_TASK TO COMPLETE:_
Transcribe the material verbatim in full; the pictures do not belong in the copy.

_COLLECTED MATERIAL:_
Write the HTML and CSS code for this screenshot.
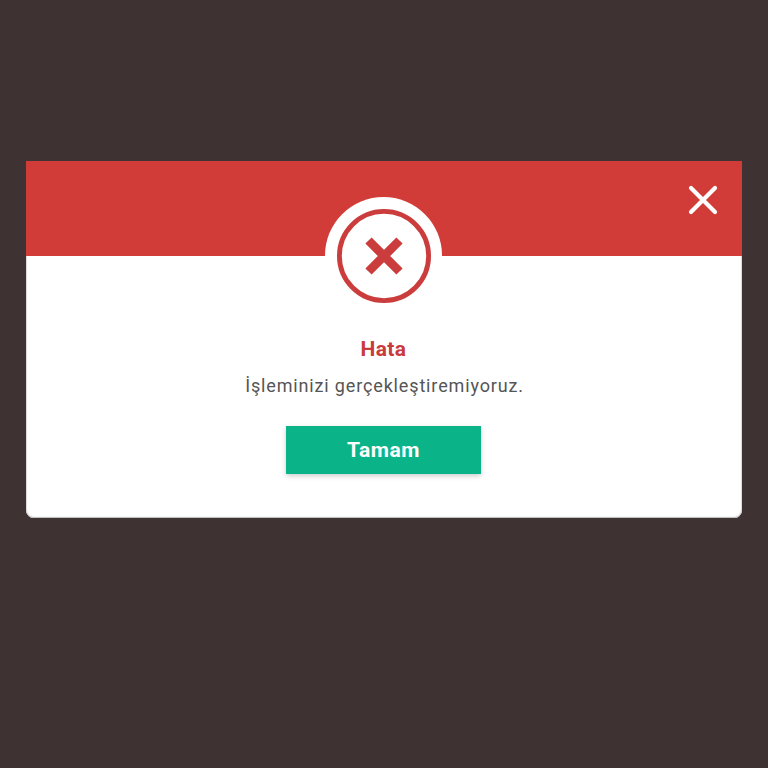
FILE: index.html
```html
<!DOCTYPE html>
<html lang="tr">
<head>
  <meta charset="UTF-8">
  <title>Hata</title>
  <meta name="viewport" content="width=device-width, initial-scale=1.0">
  <link rel="stylesheet" href="styles.css">
</head>
<body>
  <div class="dialog">
    <div class="dialog-header">
      <svg class="close" width="30" height="30" viewBox="0 0 30 30">
        <path d="M3 3L27 27M27 3L3 27" stroke="#fff" stroke-width="4.2" stroke-linecap="round" fill="none"/>
      </svg>
      <!-- Error badge sits across the header edge -->
      <div class="badge">
        <svg width="94" height="94" viewBox="0 0 94 94">
          <circle cx="47" cy="47" r="44.6" stroke="#cb3d3c" stroke-width="4.8" fill="#fff"/>
          <path d="M31.5 31.5L62.5 62.5M62.5 31.5L31.5 62.5" stroke="#cb3d3c" stroke-width="8.8" fill="none"/>
        </svg>
      </div>
    </div>
    <div class="dialog-body">
      <h3 class="title">Hata</h3>
      <p class="message">İşleminizi gerçekleştiremiyoruz.</p>
      <button class="ok-btn">Tamam</button>
    </div>
  </div>
</body>
</html>
```

FILE: styles.css
```css
body { background: #3e3232; margin: 0; padding: 161px 26px 0; font-family: Roboto, sans-serif; }
.dialog { background: #fff; border-radius: 0 0 8px 8px; height: 357px; overflow: hidden; box-shadow: inset 0 -1px 1px #bbb, inset 1px 0 1px #ddd, inset -1px 0 1px #ddd; }
.dialog-header { background: #d13b38; height: 95px; position: relative; }
.close { position: absolute; top: 24px; right: 24px; }
.badge { position: absolute; left: 299px; top: 36px; width: 117px; height: 117px; border-radius: 50%; background: #fff; display: flex; align-items: center; justify-content: center; }
.dialog-body { display: flex; flex-direction: column; align-items: center; padding: 81px 1px 0 0; }
.title { color: #c93a3c; font-size: 21px; line-height: 24px; font-weight: 700; margin: 0; letter-spacing: 0.4px; }
.message { color: #555; font-size: 18px; line-height: 24px; margin: 13px 0 0 2px; letter-spacing: 0.85px; }
.ok-btn { background: #0bb389; color: #fff; border: none; width: 195px; height: 48px; margin-top: 28px; font-family: Roboto, sans-serif; font-size: 21px; font-weight: 700; letter-spacing: 0.5px; box-shadow: 0 2px 5px rgba(0,0,0,0.2); }
```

_FINAL RESULT:_
Write the HTML and CSS code for this screenshot.
FILE: index.html
```html
<!DOCTYPE html>
<html lang="tr">
<head>
  <meta charset="UTF-8">
  <title>Hata</title>
  <meta name="viewport" content="width=device-width, initial-scale=1.0">
  <link rel="stylesheet" href="styles.css">
</head>
<body>
  <div class="dialog">
    <div class="dialog-header">
      <svg class="close" width="30" height="30" viewBox="0 0 30 30">
        <path d="M3 3L27 27M27 3L3 27" stroke="#fff" stroke-width="4.2" stroke-linecap="round" fill="none"/>
      </svg>
      <!-- Error badge sits across the header edge -->
      <div class="badge">
        <svg width="94" height="94" viewBox="0 0 94 94">
          <circle cx="47" cy="47" r="44.6" stroke="#cb3d3c" stroke-width="4.8" fill="#fff"/>
          <path d="M31.5 31.5L62.5 62.5M62.5 31.5L31.5 62.5" stroke="#cb3d3c" stroke-width="8.8" fill="none"/>
        </svg>
      </div>
    </div>
    <div class="dialog-body">
      <h3 class="title">Hata</h3>
      <p class="message">İşleminizi gerçekleştiremiyoruz.</p>
      <button class="ok-btn">Tamam</button>
    </div>
  </div>
</body>
</html>
```

FILE: styles.css
```css
body { background: #3e3232; margin: 0; padding: 161px 26px 0; font-family: Roboto, sans-serif; }
.dialog { background: #fff; border-radius: 0 0 8px 8px; height: 357px; overflow: hidden; box-shadow: inset 0 -1px 1px #bbb, inset 1px 0 1px #ddd, inset -1px 0 1px #ddd; }
.dialog-header { background: #d13b38; height: 95px; position: relative; }
.close { position: absolute; top: 24px; right: 24px; }
.badge { position: absolute; left: 299px; top: 36px; width: 117px; height: 117px; border-radius: 50%; background: #fff; display: flex; align-items: center; justify-content: center; }
.dialog-body { display: flex; flex-direction: column; align-items: center; padding: 81px 1px 0 0; }
.title { color: #c93a3c; font-size: 21px; line-height: 24px; font-weight: 700; margin: 0; letter-spacing: 0.4px; }
.message { color: #555; font-size: 18px; line-height: 24px; margin: 13px 0 0 2px; letter-spacing: 0.85px; }
.ok-btn { background: #0bb389; color: #fff; border: none; width: 195px; height: 48px; margin-top: 28px; font-family: Roboto, sans-serif; font-size: 21px; font-weight: 700; letter-spacing: 0.5px; box-shadow: 0 2px 5px rgba(0,0,0,0.2); }
```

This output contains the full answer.